__TASK STATEMENT__.
Leave out the pictures and copy the remaining records exactly.

### RECORDS SUPPLIED ###

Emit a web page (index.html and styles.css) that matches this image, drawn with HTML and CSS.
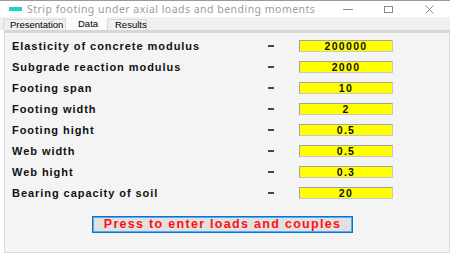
FILE: index.html
```html
<!DOCTYPE html>
<html lang="en">
<head>
  <meta charset="UTF-8">
  <title>Strip footing under axial loads and bending moments</title>
  <link rel="stylesheet" href="styles.css">
</head>
<body>
  <div class="window">
    <div class="titlebar">
      <span class="app_icon"></span>
      <span class="title">Strip footing under axial loads and bending moments</span>
      <div class="controls">
        <span class="ctl"><span class="ctl_min"></span></span>
        <span class="ctl"><span class="ctl_max"></span></span>
        <span class="ctl">
          <svg width="9" height="9" viewBox="0 0 9 9"><path d="M0.5 0.5 L8.5 8.5 M8.5 0.5 L0.5 8.5" stroke="#8a8a8a" stroke-width="1" fill="none"/></svg>
        </span>
      </div>
    </div>
    <div class="tabs">
      <span class="tab">Presentation</span>
      <span class="tab active">Data</span>
      <span class="tab">Results</span>
    </div>
    <div class="panel">
      <div class="form">
        <span class="label">Elasticity of concrete modulus</span><span class="eq"></span><span class="value">200000</span>
        <span class="label">Subgrade reaction modulus</span><span class="eq"></span><span class="value">2000</span>
        <span class="label">Footing span</span><span class="eq"></span><span class="value">10</span>
        <span class="label">Footing width</span><span class="eq"></span><span class="value">2</span>
        <span class="label">Footing hight</span><span class="eq"></span><span class="value">0.5</span>
        <span class="label">Web width</span><span class="eq"></span><span class="value">0.5</span>
        <span class="label">Web hight</span><span class="eq"></span><span class="value">0.3</span>
        <span class="label">Bearing capacity of soil</span><span class="eq"></span><span class="value">20</span>
      </div>
      <div class="actions">
        <button class="enter_btn">Press to enter loads and couples</button>
      </div>
    </div>
  </div>
</body>
</html>
```
FILE: styles.css
```css
*,*:before,*:after{
  box-sizing: border-box;
  margin: 0;
  padding: 0;
}
html,body{
  width: 450px;
  height: 253px;
  overflow: hidden;
  background: #fff;
}
.window{
  height: 253px;
  display: flex;
  flex-direction: column;
  font-family: "Liberation Sans", Arial, sans-serif;
}
.titlebar{
  height: 17px;
  display: flex;
  align-items: center;
  border-top: 1px solid #9a9a9a;
  padding-left: 9px;
  background: #fff;
}
.app_icon{
  width: 13px;
  height: 4px;
  background: #20d0d0;
  margin-right: 5px;
}
.title{
  font-family: "Noto Sans", sans-serif;
  font-size: 10.5px;
  letter-spacing: 0.48px;
  color: #9c9c9c;
  white-space: nowrap;
}
.controls{
  margin-left: auto;
  display: flex;
  height: 100%;
}
.ctl{
  width: 41px;
  display: flex;
  align-items: center;
  justify-content: center;
}
.ctl_min{
  width: 10px;
  height: 1px;
  background: #8a8a8a;
}
.ctl_max{
  width: 9px;
  height: 7px;
  border: 1px solid #8a8a8a;
}
.tabs{
  height: 13px;
  background: #f0f0f0;
  display: flex;
  align-items: flex-end;
  padding-left: 3px;
}
.tab{
  height: 11px;
  font-size: 9.5px;
  line-height: 10px;
  color: #000;
  padding: 0 6px;
  border: 1px solid #d9d9d9;
  border-bottom: none;
  background: #f0f0f0;
}
.tab:first-child{
  width: 63px;
  padding-left: 6px;
}
.tab.active{
  width: 41px;
  height: 13px;
  padding-left: 11px;
  line-height: 11px;
  background: #fbfbfb;
  border-color: #fbfbfb;
}
.tab:last-child{
  width: 40px;
  padding-left: 7px;
}
.panel{
  flex: 1;
  margin-left: 4px;
  background: #f4f4f4;
  border-top: 3px solid #d6d6d6;
  border-left: 1px solid #dadada;
  border-right: 1px solid #dadada;
  border-bottom: 1px solid #dadada;
}
.form{
  display: grid;
  grid-template-columns: 256px 31px 94px;
  grid-auto-rows: 21px;
  align-items: center;
  padding: 2px 0 0 7px;
}
.label{
  font-size: 11px;
  font-weight: bold;
  letter-spacing: 0.95px;
  color: #111;
  white-space: nowrap;
}
.eq{
  width: 6px;
  height: 2px;
  background: #444;
}
.value{
  height: 12px;
  background: #ffff00;
  border: 1px solid #a4a4a4;
  border-right-color: #c8c8c8;
  border-bottom-color: #c8c8c8;
  font-size: 10.5px;
  font-weight: bold;
  letter-spacing: 1.3px;
  line-height: 10px;
  text-align: center;
  color: #111;
}
.actions{
  padding: 11px 0 0 87px;
}
.enter_btn{
  width: 261px;
  height: 17px;
  background: #e1e1e1;
  border: 1px solid #0078d7;
  box-shadow: inset 0 0 0 1px #5aa6e8;
  font-family: "Liberation Sans", Arial, sans-serif;
  font-size: 12.5px;
  font-weight: bold;
  letter-spacing: 1.3px;
  color: #ff1010;
  line-height: 14px;
}
```
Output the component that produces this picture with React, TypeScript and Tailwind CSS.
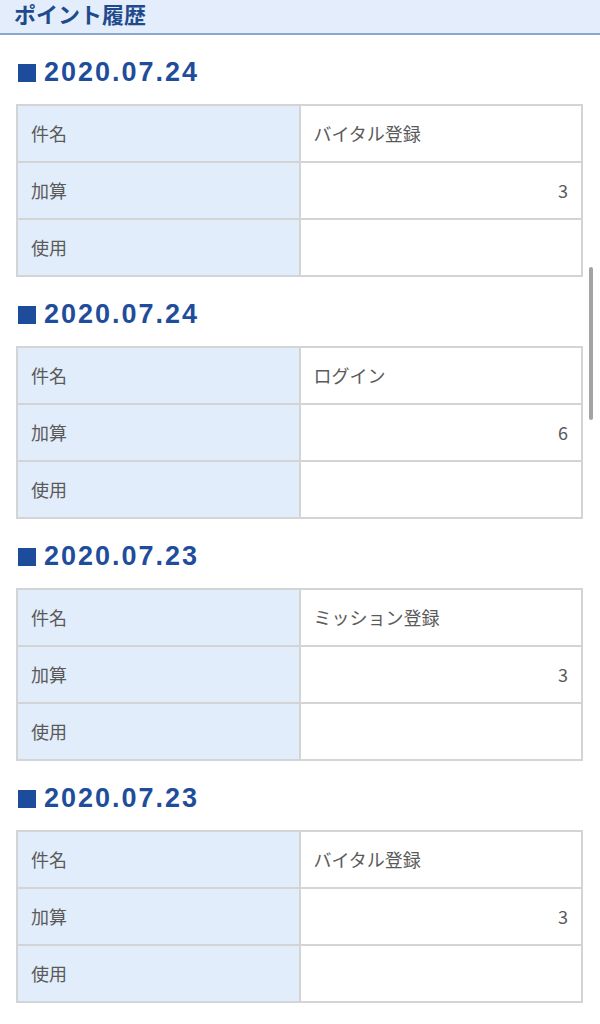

###

__TASK RESULT__.
Emit a web page (index.html and styles.css) that matches this image, drawn with HTML and CSS.
FILE: index.html
```html
<!DOCTYPE html>
<html lang="en">
<head>
  <meta charset="UTF-8">
  <title>Strip footing under axial loads and bending moments</title>
  <link rel="stylesheet" href="styles.css">
</head>
<body>
  <div class="window">
    <div class="titlebar">
      <span class="app_icon"></span>
      <span class="title">Strip footing under axial loads and bending moments</span>
      <div class="controls">
        <span class="ctl"><span class="ctl_min"></span></span>
        <span class="ctl"><span class="ctl_max"></span></span>
        <span class="ctl">
          <svg width="9" height="9" viewBox="0 0 9 9"><path d="M0.5 0.5 L8.5 8.5 M8.5 0.5 L0.5 8.5" stroke="#8a8a8a" stroke-width="1" fill="none"/></svg>
        </span>
      </div>
    </div>
    <div class="tabs">
      <span class="tab">Presentation</span>
      <span class="tab active">Data</span>
      <span class="tab">Results</span>
    </div>
    <div class="panel">
      <div class="form">
        <span class="label">Elasticity of concrete modulus</span><span class="eq"></span><span class="value">200000</span>
        <span class="label">Subgrade reaction modulus</span><span class="eq"></span><span class="value">2000</span>
        <span class="label">Footing span</span><span class="eq"></span><span class="value">10</span>
        <span class="label">Footing width</span><span class="eq"></span><span class="value">2</span>
        <span class="label">Footing hight</span><span class="eq"></span><span class="value">0.5</span>
        <span class="label">Web width</span><span class="eq"></span><span class="value">0.5</span>
        <span class="label">Web hight</span><span class="eq"></span><span class="value">0.3</span>
        <span class="label">Bearing capacity of soil</span><span class="eq"></span><span class="value">20</span>
      </div>
      <div class="actions">
        <button class="enter_btn">Press to enter loads and couples</button>
      </div>
    </div>
  </div>
</body>
</html>
```
FILE: styles.css
```css
*,*:before,*:after{
  box-sizing: border-box;
  margin: 0;
  padding: 0;
}
html,body{
  width: 450px;
  height: 253px;
  overflow: hidden;
  background: #fff;
}
.window{
  height: 253px;
  display: flex;
  flex-direction: column;
  font-family: "Liberation Sans", Arial, sans-serif;
}
.titlebar{
  height: 17px;
  display: flex;
  align-items: center;
  border-top: 1px solid #9a9a9a;
  padding-left: 9px;
  background: #fff;
}
.app_icon{
  width: 13px;
  height: 4px;
  background: #20d0d0;
  margin-right: 5px;
}
.title{
  font-family: "Noto Sans", sans-serif;
  font-size: 10.5px;
  letter-spacing: 0.48px;
  color: #9c9c9c;
  white-space: nowrap;
}
.controls{
  margin-left: auto;
  display: flex;
  height: 100%;
}
.ctl{
  width: 41px;
  display: flex;
  align-items: center;
  justify-content: center;
}
.ctl_min{
  width: 10px;
  height: 1px;
  background: #8a8a8a;
}
.ctl_max{
  width: 9px;
  height: 7px;
  border: 1px solid #8a8a8a;
}
.tabs{
  height: 13px;
  background: #f0f0f0;
  display: flex;
  align-items: flex-end;
  padding-left: 3px;
}
.tab{
  height: 11px;
  font-size: 9.5px;
  line-height: 10px;
  color: #000;
  padding: 0 6px;
  border: 1px solid #d9d9d9;
  border-bottom: none;
  background: #f0f0f0;
}
.tab:first-child{
  width: 63px;
  padding-left: 6px;
}
.tab.active{
  width: 41px;
  height: 13px;
  padding-left: 11px;
  line-height: 11px;
  background: #fbfbfb;
  border-color: #fbfbfb;
}
.tab:last-child{
  width: 40px;
  padding-left: 7px;
}
.panel{
  flex: 1;
  margin-left: 4px;
  background: #f4f4f4;
  border-top: 3px solid #d6d6d6;
  border-left: 1px solid #dadada;
  border-right: 1px solid #dadada;
  border-bottom: 1px solid #dadada;
}
.form{
  display: grid;
  grid-template-columns: 256px 31px 94px;
  grid-auto-rows: 21px;
  align-items: center;
  padding: 2px 0 0 7px;
}
.label{
  font-size: 11px;
  font-weight: bold;
  letter-spacing: 0.95px;
  color: #111;
  white-space: nowrap;
}
.eq{
  width: 6px;
  height: 2px;
  background: #444;
}
.value{
  height: 12px;
  background: #ffff00;
  border: 1px solid #a4a4a4;
  border-right-color: #c8c8c8;
  border-bottom-color: #c8c8c8;
  font-size: 10.5px;
  font-weight: bold;
  letter-spacing: 1.3px;
  line-height: 10px;
  text-align: center;
  color: #111;
}
.actions{
  padding: 11px 0 0 87px;
}
.enter_btn{
  width: 261px;
  height: 17px;
  background: #e1e1e1;
  border: 1px solid #0078d7;
  box-shadow: inset 0 0 0 1px #5aa6e8;
  font-family: "Liberation Sans", Arial, sans-serif;
  font-size: 12.5px;
  font-weight: bold;
  letter-spacing: 1.3px;
  color: #ff1010;
  line-height: 14px;
}
```
Output the component that produces this picture with React, TypeScript and Tailwind CSS.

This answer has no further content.